The main function is being held at Sanapara - the same spot of the Durgapur Expressway where Banerjee had held a 16-day sit-in protest in 2008 demanding 400 acres out of the total 997.11 acres acquired for the project be returned to the "unwilling farmers". The intense and often violent peasant movement had resulted in Tata Motors abandoning the Singur project and later bringing out the small car Nano from Sanand in Gujarat.

Banerjee, who had staked a lot during the movement, and even undertaken a 26-day hunger strike, rode on the anti-land acquisition stir in Singur and Nandigram (in East Midnapore district) to end the 34-year LF rule and become the state's first woman chief minister.

Both during the agitation, and after coming to power in the state in May, 2011, Banerjee had promised to return the land to the farmers. In fact, the first decision of the Banerjee cabinet was to return 400 acres to the peasants.

As Banerjee returns for her tryst with Singur on a triumphant note, a huge 80 feet long and 60 feet wide stage has been erected on one side of the Durgapur Expressway.

Pulling out all stops to make the programme a success, the district administration has installed floodlights and CCTV cameras and deployed 5,000 civic volunteers and police personnel to ensure fool-proof security. Around a dozen giant screens have come up in Singur and adjacent areas so that people can watch the entire proceedings live.

On August 31, the Supreme Court had quashed the land acquisition for the small car factory and given 12 weeks time to return the land to farmers.

Banerjee on Monday said that out of 997.11 acres, the state would complete land survey and demarcation of plots for 620 acres by Tuesday.

Asked about the demolition of the factory shades and administrative offices of Tata Motors at the abandoned project site, Banerjee had said: "We are following the verdict of the Supreme Court.
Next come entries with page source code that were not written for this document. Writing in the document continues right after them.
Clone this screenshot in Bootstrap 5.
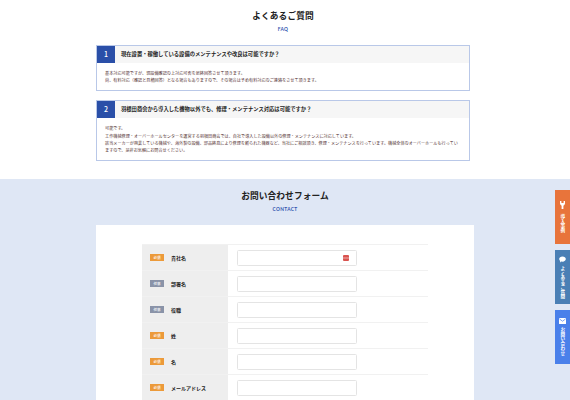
<!DOCTYPE html>
<html lang="ja">
<head>
<meta charset="UTF-8" />
<meta name="viewport" content="width=device-width, initial-scale=1.0" />
<title>よくあるご質問</title>
<link href="https://cdn.jsdelivr.net/npm/bootstrap@5.3.0/dist/css/bootstrap.min.css" rel="stylesheet" />
<style>
  html, body { height: 400px; overflow: hidden; }
  body { font-family: "Noto Sans CJK JP", "Noto Sans", sans-serif; color: #222; background: #fff; position: relative; }
  .sec-title { font-size: 8.7px; font-weight: 700; line-height: 12px; letter-spacing: .1px; margin: 0; color: #222; }
  .sec-sub { font-size: 4.8px; font-weight: 700; line-height: 7px; color: #2f55b0; margin-top: 4px; letter-spacing: .35px; font-family: "Lato", sans-serif; }
  .faq-wrap { padding-top: 10px; height: 179px; }
  .faq-inner { margin: 0 100px 0 96px; }
  .faq-list { margin-top: 12px; }
  .faq-box { border: 1px solid #b9c8e8; background: #fff; margin-bottom: 9px; }
  .faq-q { height: 17px; background: #f6f6f6; }
  .faq-num { width: 18px; background: #2a4fa8; color: #fff; font-size: 7px; font-weight: 500; line-height: 17px; }
  .faq-qtext { font-size: 5.3px; font-weight: 700; padding-left: 6px; line-height: 17px; color: #222; }
  .faq-a { font-size: 4.13px; line-height: 7.2px; color: #553333; padding: 7px 8px 6px 8px; }
  .contact-wrap { background: #dfe7f5; height: 221px; padding-top: 11px; overflow: hidden; }
  .contact-card { background: #fff; margin: 12px 96px 0 96px; padding: 19px 46px 0 46px; height: 175px; }
  .form-row { height: 26px; border-top: 1px solid #f1f1f1; }
  .form-lab { width: 86px; background: #eee; padding-left: 8px; font-size: 5px; font-weight: 700; color: #222; }
  .req-tag { width: 14px; height: 7px; line-height: 7px; text-align: center; font-size: 3.6px; font-weight: 500; color: #fff; margin-right: 7px; }
  .req-on { background: #ec9a3a; }
  .req-off { background: #8a93a8; }
  .form-cell { padding-left: 9px; }
  .fake-input { width: 120px; height: 16px; border: 1px solid #e4e4e4; border-radius: 1.5px; background: #fff; padding-right: 7px; }
  .side-tab { position: absolute; right: 0; width: 15px; height: 54px; color: #fff; font-size: 4.6px; font-weight: 700; gap: 3px; }
  .side-tab span { writing-mode: vertical-rl; line-height: 1; letter-spacing: .1px; white-space: nowrap; }
  .tab-a { top: 190px; background: #e8743b; gap: 5px; }
  .tab-b { top: 250px; background: #4a7fb5; }
  .tab-c { top: 310px; background: #4a80ea; }
</style>
</head>
<body>
  <section class="faq-wrap">
    <div class="faq-inner">
      <div class="text-center">
        <h2 class="sec-title">よくあるご質問</h2>
        <div class="sec-sub">FAQ</div>
      </div>
      <div class="faq-list">
        <div class="faq-box">
          <div class="faq-q d-flex">
            <div class="faq-num text-center">1</div>
            <div class="faq-qtext">現在設置・稼働している設備のメンテナンスや改良は可能ですか？</div>
          </div>
          <div class="faq-a">基本対応可能ですが、現設備確認の上対応可否を最終回答させて頂きます。<br />尚、有料対応（確認と見積回答）となる場合もありますので、その場合は予め有料対応のご連絡をさせて頂きます。</div>
        </div>
        <div class="faq-box">
          <div class="faq-q d-flex">
            <div class="faq-num text-center">2</div>
            <div class="faq-qtext">羽根田商会から導入した機物以外でも、修理・メンテナンス対応は可能ですか？</div>
          </div>
          <div class="faq-a">可能です。<br />工作機械修理・オーバーホールセンターを運営する羽根田商会では、自社で導入した設備以外の修理・メンテナンスに対応しています。<br />該当メーカーが廃業している機械や、海外製の設備、部品終息により修理を断られた機器など、当社にご相談頂き、修理・メンテナンスを行っています。機械全体のオーバーホールも行っていますので、是非お気軽にお問合せください。</div>
        </div>
      </div>
    </div>
  </section>

  <section class="contact-wrap">
    <div class="text-center">
      <h2 class="sec-title">お問い合わせフォーム</h2>
      <div class="sec-sub">CONTACT</div>
    </div>
    <div class="contact-card">
      <div class="form-row d-flex">
        <div class="form-lab d-flex align-items-center"><span class="req-tag req-on">必須</span>貴社名</div>
        <div class="form-cell d-flex align-items-center">
          <div class="fake-input d-flex align-items-center justify-content-end">
            <svg width="6" height="6" viewBox="0 0 6 6"><rect width="6" height="6" rx="1" fill="#d9534f" /><rect y="2.6" width="6" height=".8" fill="#f3c6c4" /></svg>
          </div>
        </div>
      </div>
      <div class="form-row d-flex">
        <div class="form-lab d-flex align-items-center"><span class="req-tag req-off">任意</span>部署名</div>
        <div class="form-cell d-flex align-items-center"><div class="fake-input"></div></div>
      </div>
      <div class="form-row d-flex">
        <div class="form-lab d-flex align-items-center"><span class="req-tag req-off">任意</span>役職</div>
        <div class="form-cell d-flex align-items-center"><div class="fake-input"></div></div>
      </div>
      <div class="form-row d-flex">
        <div class="form-lab d-flex align-items-center"><span class="req-tag req-on">必須</span>姓</div>
        <div class="form-cell d-flex align-items-center"><div class="fake-input"></div></div>
      </div>
      <div class="form-row d-flex">
        <div class="form-lab d-flex align-items-center"><span class="req-tag req-on">必須</span>名</div>
        <div class="form-cell d-flex align-items-center"><div class="fake-input"></div></div>
      </div>
      <div class="form-row d-flex">
        <div class="form-lab d-flex align-items-center"><span class="req-tag req-on">必須</span>メールアドレス</div>
        <div class="form-cell d-flex align-items-center"><div class="fake-input"></div></div>
      </div>
    </div>
  </section>

  <!-- side tabs -->
  <a class="side-tab tab-a d-flex flex-column align-items-center justify-content-center text-decoration-none">
    <svg width="7" height="8" viewBox="0 0 7 8"><path d="M1 0v2.5a2.5 2.5 0 0 0 1.6 2.2V8h1.8V4.7A2.5 2.5 0 0 0 6 2.5V0L4.6 0v2H2.4V0z" fill="#fff" /></svg>
    <span>導入事例</span>
  </a>
  <a class="side-tab tab-b d-flex flex-column align-items-center justify-content-center text-decoration-none">
    <svg width="7" height="7" viewBox="0 0 7 7"><path d="M3.5.5C5.4.5 6.8 1.6 6.8 3.1S5.4 5.7 3.5 5.7c-.4 0-.8 0-1.1-.1L1 6.6l.2-1.6C.5 4.5.2 3.8.2 3.1.2 1.6 1.6.5 3.5.5z" fill="#fff" /></svg>
    <span>よくあるご質問</span>
  </a>
  <a class="side-tab tab-c d-flex flex-column align-items-center justify-content-center text-decoration-none">
    <svg width="7" height="6" viewBox="0 0 7 6"><rect width="7" height="6" rx=".6" fill="#fff" /><path d="M.5 1l3 2.2 3-2.2" fill="none" stroke="#4a80ea" stroke-width=".7" /></svg>
    <span>お問い合わせ</span>
  </a>

  <script src="https://cdn.jsdelivr.net/npm/bootstrap@5.3.0/dist/js/bootstrap.bundle.min.js"></script>
</body>
</html>
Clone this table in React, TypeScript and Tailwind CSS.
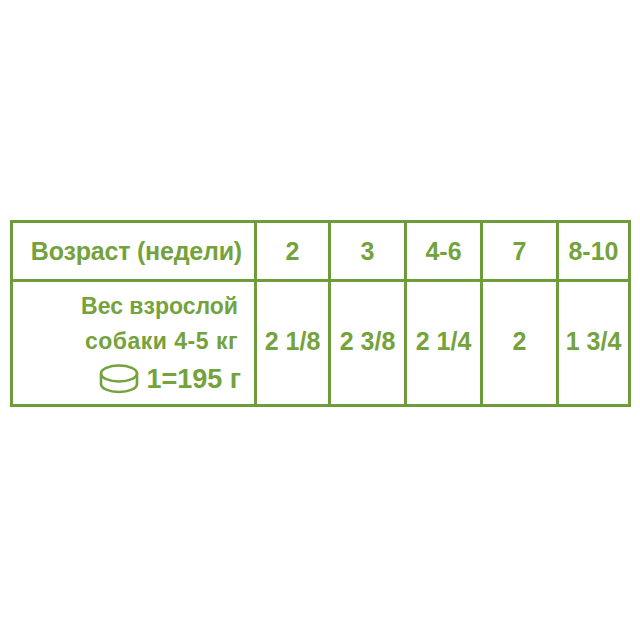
import React from "react";

function Can() {
  return (
    <svg width="40" height="30" viewBox="0 0 40 30" fill="none" stroke="#74a23c" strokeWidth="2.6">
      <ellipse cx="20" cy="9.5" rx="18" ry="8" />
      <path d="M2 9.5 V20 A18 8 0 0 0 38 20 V9.5" />
    </svg>
  );
}

export default function App() {
  const heads = ["2", "3", "4-6", "7", "8-10"];
  const vals = ["2 1/8", "2 3/8", "2 1/4", "2", "1 3/4"];
  return (
    <div className="w-[640px] h-[630px] bg-white pt-[220px] pl-[10px]" style={{ fontFamily: '"Liberation Sans", Arial, sans-serif' }}>
      <div className="inline-grid grid-cols-[241px_71px_73px_73px_73px_69px] grid-rows-[56px_122px] gap-[3px] p-[3px] bg-[#6f9c3a] font-bold text-[#74a23c]">
        <div className="bg-white flex items-center justify-end pr-[12px] text-[25px] leading-none tracking-[-0.2px]">Возраст (недели)</div>
        {heads.map((h) => (
          <div key={h} className="bg-white flex items-center justify-center text-[25px] leading-none">{h}</div>
        ))}
        <div className="bg-white flex flex-col items-end pr-[16px] pt-[7px] text-[23px] leading-none">
          <div className="h-[35px] flex items-center">Вес взрослой</div>
          <div className="h-[35px] flex items-center tracking-[0.5px]">собаки 4-5 кг</div>
          <div className="h-[40px] flex items-center gap-[7px] -mr-[3px]">
            <Can />
            <span className="text-[27px]">1=195 г</span>
          </div>
        </div>
        {vals.map((v, i) => (
          <div key={i} className="bg-white flex items-center justify-center text-[25px] leading-none pb-[3px]">{v}</div>
        ))}
      </div>
    </div>
  );
}
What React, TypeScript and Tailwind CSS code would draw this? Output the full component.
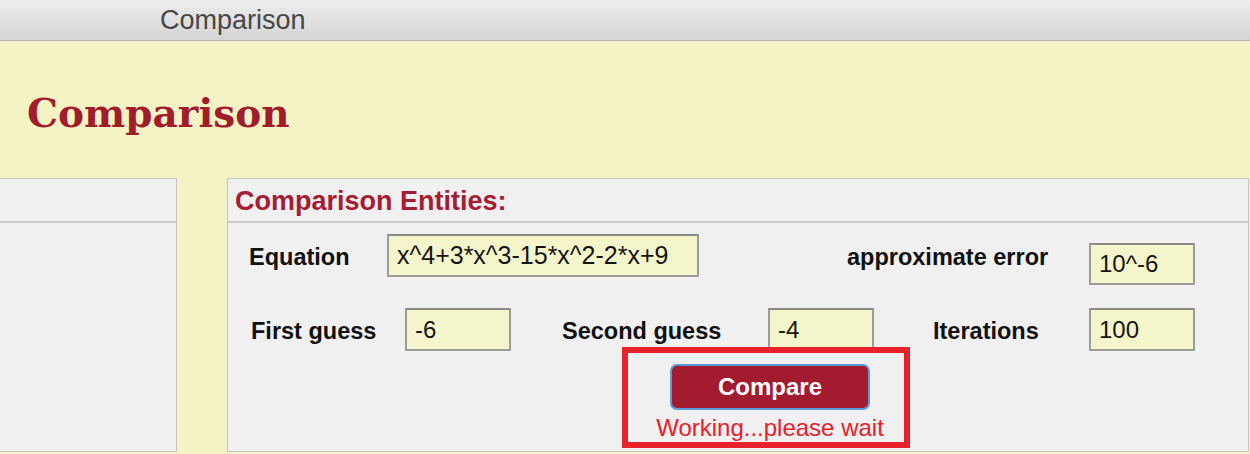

We expect they will shift their materials. We will request them. If they don't or request us to shift the materials, the state government will set aside the same."

The state government has deployed its state apparatus in a massive way to complete the land survey expeditiously. Drones and GPS satellite mapping had been used for the purpose.

The opposition Left Front and the Congress have derided the debt-stressed state government for "wasting" money on the celebrations, at a time when it had failed to rope in big investments that could have brought the much-needed jobs to the state.